Прежде чем заговорить о таких философах, небесполезно будет вкратце отметить концепцию Шиллера , родственную Винкельмановой, но во многом углубляющую ее и дополняющую.
4. Шиллер. Шиллер сопоставляет античное и новое искусство как категории «наивного» и «чувствительного» (sentimental, что надо отличать от «sentimentalisch» — сентиментальный). Бывают минуты, говорит он, когда мы любим природу не потому, что она услаждает наши чувства или удовлетворяет наши вкус или разум, но — «единственно потому, что это — природа». Такое отношение к природе возможно только при двух условиях. Во–первых, предмет, вызывающий в нас такое отношение, должен быть природой, в действительности или в мысли, а во–вторых, он должен быть наивен, т. е. чтобы «природа была в контрасте с искусством и затмевала его». «И в самом деле, что за прелесть такая в каком–нибудь пустом цветке, ручье, в камне, обросшем мхом, в щебетании птиц, в жужжании пчел и т. п.? Кто дал им такое притязание на любовь нашу? Стало быть, не предметы любим мы в них, но идею, которую они представляют. Мы любим в них мирную жизнь, спокойное действие из самих себя, бытие по непреложным законам, внутреннюю необходимость, вечное согласие».
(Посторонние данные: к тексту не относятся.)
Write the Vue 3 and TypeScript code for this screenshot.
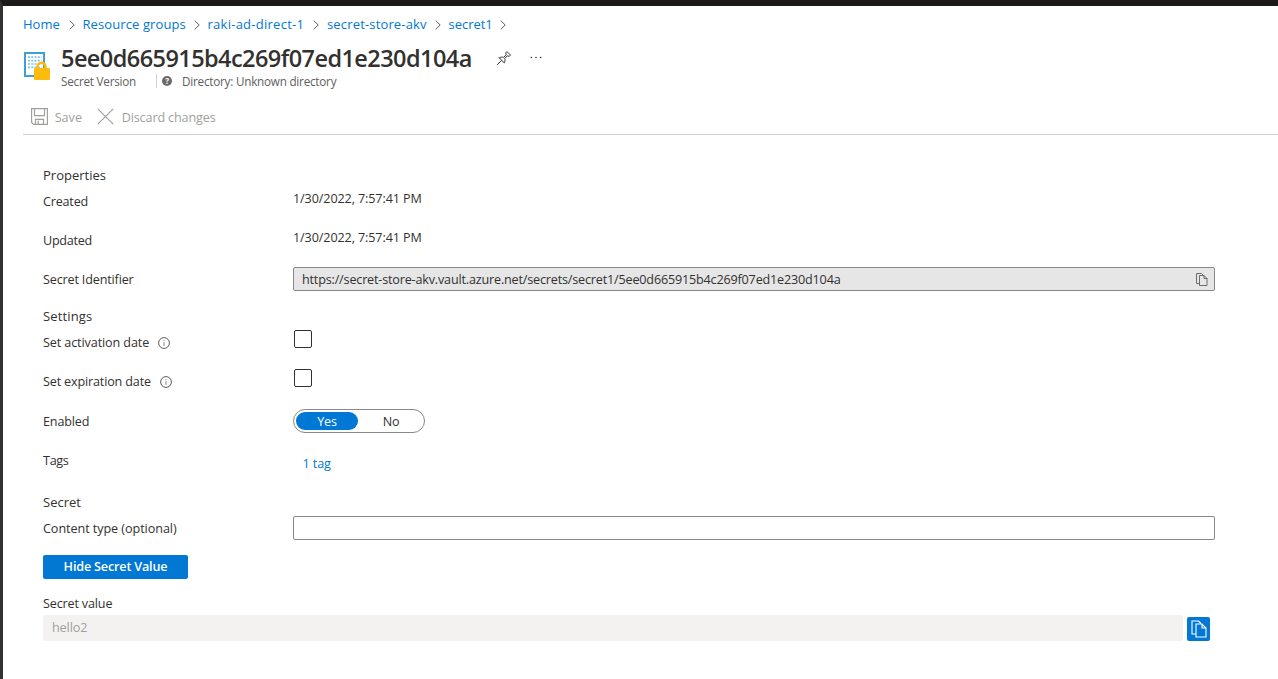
<script setup lang="ts">
import { ref } from 'vue'

const crumbs = ['Home', 'Resource groups', 'raki-ad-direct-1', 'secret-store-akv', 'secret1']
const version = '5ee0d665915b4c269f07ed1e230d104a'
const identifier = `https://secret-store-akv.vault.azure.net/secrets/secret1/${version}`
const activation = ref(false)
const expiration = ref(false)
const enabled = ref(true)
const contentType = ref('')
</script>

<template>
  <div class="page">
    <nav class="crumbs">
      <template v-for="(c, i) in crumbs" :key="c">
        <a :class="'c' + i">{{ c }}</a>
        <svg class="chev" width="6" height="10" viewBox="0 0 6 10"><path d="M.7.6 5.2 5 .7 9.4" /></svg>
      </template>
    </nav>

    <header class="head">
      <svg class="logo" width="28" height="30" viewBox="0 0 28 30">
        <rect x="2" y="1" width="19" height="23" fill="#fff" stroke="#3f9fd0" stroke-width="2" />
        <g stroke="#7cc3e6" stroke-width="1.7" stroke-dasharray="2 1.25">
          <path d="M5 5.2h13.5M5 8.6h13.5M5 12h13.5M5 15.4h13.5" />
        </g>
        <path d="M14.5 18v-3.2a4 4 0 0 1 8 0V18" fill="none" stroke="#fdbb0d" stroke-width="2.6" />
        <rect x="11" y="16" width="16" height="12" rx="1.2" fill="#fdbb0d" />
      </svg>
      <div class="heading">
        <div class="title-row">
          <h1>{{ version }}</h1>
          <svg class="pin" width="16" height="16" viewBox="0 0 16 16">
            <path d="M1.200 14.800 5.600 10.400M2.800 7.400l5.800 5.800M3.300 7.900c1.500-.9 3-1 4.400-.5l2.500-2.700-.4-1.900L11 1.600 14.500 5.100l-1.200 1.200-1.900-.4-2.700 2.500c.5 1.400.4 2.900-.5 4.400" />
          </svg>
          <svg class="dots" width="12" height="3" viewBox="0 0 12 3">
            <circle cx="1.300" cy="1.500" r=".8" /><circle cx="6" cy="1.500" r=".8" /><circle cx="10.700" cy="1.500" r=".8" />
          </svg>
        </div>
        <div class="sub-row">
          <span class="kind">Secret Version</span>
          <i class="bar"></i>
          <span class="help">?</span>
          <span class="dir">Directory: Unknown directory</span>
        </div>
      </div>
    </header>

    <div class="toolbar">
      <svg width="17" height="17" viewBox="0 0 17 17">
        <path d="M.6.600h15.800v15.800H2.600L.6 14.400zM3.500.600v7h10v-7M4.500 16.400v-5h8v5M7.200 12.500v4" />
      </svg>
      <span class="save">Save</span>
      <svg class="x" width="17" height="17" viewBox="0 0 17 17"><path d="m.8.800 15.400 15.400M16.200.800.8 16.200" /></svg>
      <span class="discard">Discard changes</span>
    </div>

    <main class="form">
      <div class="row"><span class="section">Properties</span></div>
      <div class="row"><label><span class="text t-created">Created</span></label><span class="date">1/30/2022, 7:57:41 PM</span></div>
      <div class="row gap"><label><span class="text t-updated">Updated</span></label><span class="date">1/30/2022, 7:57:41 PM</span></div>
      <div class="row gap">
        <label><span class="text t-ident">Secret Identifier</span></label>
        <div class="box readonly">
          <span class="url">{{ identifier }}</span>
          <svg width="12" height="13" viewBox="0 0 12 13"><path d="M3.500 10.500h-3v-10h5l2 2M3.500 2.500h4.500l3 3v7H3.500zM8 2.500v3h3" /></svg>
        </div>
      </div>

      <div class="row settings"><span class="section t-settings">Settings</span></div>
      <div class="row">
        <label><span class="text t-act">Set activation date</span><svg class="info" width="12" height="12" viewBox="0 0 12 12"><circle cx="6" cy="6" r="5.400" /><path d="M6 5v4M6 3v1.100" /></svg></label>
        <button class="check" :aria-pressed="activation" @click="activation = !activation"></button>
      </div>
      <div class="row gap">
        <label><span class="text">Set expiration date</span><svg class="info" width="12" height="12" viewBox="0 0 12 12"><circle cx="6" cy="6" r="5.400" /><path d="M6 5v4M6 3v1.100" /></svg></label>
        <button class="check" :aria-pressed="expiration" @click="expiration = !expiration"></button>
      </div>
      <div class="row gap enabled">
        <label><span class="text">Enabled</span></label>
        <div class="toggle">
          <button :class="{ on: enabled }" @click="enabled = true">Yes</button>
          <button :class="{ on: !enabled }" @click="enabled = false">No</button>
        </div>
      </div>
      <div class="row gap"><label><span class="text t-tags">Tags</span></label><a class="tag">1 tag</a></div>

      <div class="row secret"><span class="section">Secret</span></div>
      <div class="row">
        <label><span class="text t-content">Content type (optional)</span></label>
        <input v-model="contentType" class="box" type="text" />
      </div>
      <button class="primary">Hide Secret Value</button>
      <div class="row value-label"><span class="text">Secret value</span></div>
      <div class="value-row">
        <div class="value"><span>hello2</span></div>
        <button class="copy">
          <svg width="16" height="18" viewBox="0 0 16 18"><path d="M4.500 14H1V1h6.500L10 3.500M5 4h6l4 4v9H5zM11 4v4h4" /></svg>
        </button>
      </div>
    </main>
  </div>
</template>

<style>
body { background: #fff; }
</style>

<style scoped>
* { box-sizing: border-box; }
.page {
  height: 679px;
  overflow: hidden;
  border-top: 6px solid #1b1a19;
  border-left: 3px solid #323130;
  background: #fff;
  color: #323130;
  font: 12.6px/18px "Open Sans", "Noto Sans", sans-serif;
  white-space: nowrap;
}
a { color: #0078d4; }
button { font: inherit; padding: 0; margin: 0; }
svg { display: block; flex: none; fill: none; }
.crumbs { height: 36px; padding: 0 0 1px 20px; display: flex; align-items: center; font-size: 13px; }
.c0 { width: 37px; }
.c1 { width: 102.500px; letter-spacing: .1px; }
.c2 { width: 97px; letter-spacing: .26px; }
.c3 { width: 99px; letter-spacing: .16px; }
.c4 { width: 43px; letter-spacing: -.03px; }
.chev { margin: 3px 8px 0 8.500px; stroke: #605e5c; }
.head { display: flex; height: 52px; padding-left: 20px; }
.logo { margin-top: 10px; }
.heading { padding-left: 10px; }
.title-row { height: 31px; display: flex; align-items: center; }
h1 { margin: 0; padding-top: 1px; font-size: 23.500px; line-height: 31px; font-weight: 600; width: 411px; letter-spacing: -.56px; }
.pin { margin-left: 23.500px; stroke: #323130; stroke-width: 1; }
.dots { margin-left: 18.500px; fill: #323130; }
.sub-row { height: 16px; display: flex; align-items: center; font-size: 11.700px; letter-spacing: -.22px; color: #605e5c; }
.kind { width: 95px; }
.bar { width: 1px; height: 14px; background: #d2d0ce; }
.help { width: 10px; height: 10px; margin: 0 10px 0 5px; border-radius: 50%; background: #6b6967; color: #fff; font-size: 8px; line-height: 10px; font-weight: 700; text-align: center; }
.toolbar { height: 41px; margin-left: 20px; padding: 5px 0 0 7.500px; border-bottom: 1px solid #d2d0ce; display: flex; align-items: center; color: #a19f9d; }
.toolbar svg { stroke: #a19f9d; stroke-width: 1.150; }
.toolbar span { padding-top: 2px; }
.save { margin-left: 7.200px; width: 42.500px; }
.discard { margin-left: 7.500px; letter-spacing: -.13px; }
.form { padding: 27px 0 0 40px; }
.row { height: 26px; display: flex; align-items: center; }
.row label { width: 250px; display: flex; align-items: center; }
.text { padding-top: 2px; letter-spacing: -.16px; }
.t-act { letter-spacing: -.11px; }
.t-created { letter-spacing: -.2px; }
.t-updated { letter-spacing: -.28px; }
.t-content { letter-spacing: -.06px; }
.t-tags { letter-spacing: -.3px; }
.section { font-size: 13px; }
.t-settings { letter-spacing: .15px; }
.gap { margin-top: 13px; }
.date { margin-bottom: 4px; letter-spacing: -.11px; }
.url { padding-top: 2px; letter-spacing: -.175px; }
.box { width: 922px; height: 24px; border: 1px solid #8a8886; border-radius: 2px; padding: 0 6px 0 8px; background: #fff; outline: none; display: flex; align-items: center; justify-content: space-between; }
.readonly { background: #e6e6e6; }
.readonly svg { stroke: #605e5c; stroke-width: .9; }
.settings { margin-top: 11px; }
.info { margin: 2px 0 0 9px; stroke: #605e5c; }
.info path { stroke: #8a8886; }
.check { width: 18px; height: 18px; margin: 0 0 6px 1px; background: #fff; border: 1px solid #323130; border-radius: 2px; }
.enabled { margin-top: 14px; }
.toggle { width: 132px; height: 24px; border: 1px solid #8a8886; border-radius: 12px; padding: 2px; display: flex; }
.toggle button { flex: 0 0 62px; height: 18px; line-height: 18px; padding-top: 1px; border: 0; border-radius: 9px; background: none; color: #323130; letter-spacing: -.2px; }
.toggle button + button { margin-left: 2px; }
.toggle button.on { background: #0078d4; color: #fff; }
.tag { margin: 8px 0 0 9.500px; letter-spacing: -.1px; }
.secret { margin-top: 16px; }
.primary { display: block; margin-top: 14px; width: 145px; height: 24px; border: 0; border-radius: 2px; background: #0078d4; color: #fff; font-weight: 600; line-height: 24px; letter-spacing: -.17px; }
.value-label { margin-top: 11px; height: 25px; }
.value-row { display: flex; align-items: flex-start; }
.value { width: 1140px; height: 26px; padding: 0 9px; border-radius: 2px; background: #f3f2f1; color: #a19f9d; line-height: 25px; letter-spacing: -.1px; }
.copy { width: 23px; height: 24px; margin: 2px 0 0 4px; border: 0; border-radius: 2px; background: #0078d4; display: flex; align-items: center; justify-content: center; }
.copy svg { stroke: #fff; stroke-width: 1.100; }
</style>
Мало того. Эта природа должна существовать так, как будто бы ее произведения суть сама идея. «Но их совершенство не есть их заслуга, потому что оно не есть дело их выбора; и тайна наслаждения ими состоит именно в том, что, не пристыжая нас, они служат нам образцами. Как постоянное проявление высшей силы, окружают они нас, но более услаждая, чем ослепляя. В их характере есть именно то, чего недостает нашему для своего полного развития; мы отличаемся от них именно тем, чего недостает им самим, чтоб стать божественными. Мы свободны, они необходимы; мы изменяемся, они непременны. И тогда только, когда то и другое совокупится в одно, когда воля свободно станет повиноваться закону необходимости, а разум, при всякой перемене фантазии, удержит права свои, тогда только проявится идеал. Итак, мы вечно видим в них только то, что для нас неуловимо, но к чему нам заповедано стремиться и к чему мы, хотя и никогда того не достигнем, все–таки, при бесконечных успехах, надеемся приблизиться. Мы замечаем в себе преимущество, которого у них нет и которому они вообще никогда не будут причастны, как нечто неразумное, если только не пойдут нашим путем, как, напр., детство. Вот потому–то они и доставляют нам сладчайшее из наслаждений — наслаждение нашею человечностью как идеею, хоть вместе с тем и смиряют нас, напоминая о несовершенстве человека». [9] «Наивная и сентиментальная поэзия», пер. М. Достоевского, Г ер бель Н. В. Поли. собр. соч. Шиллера. СПб.. 1895. III 479—480.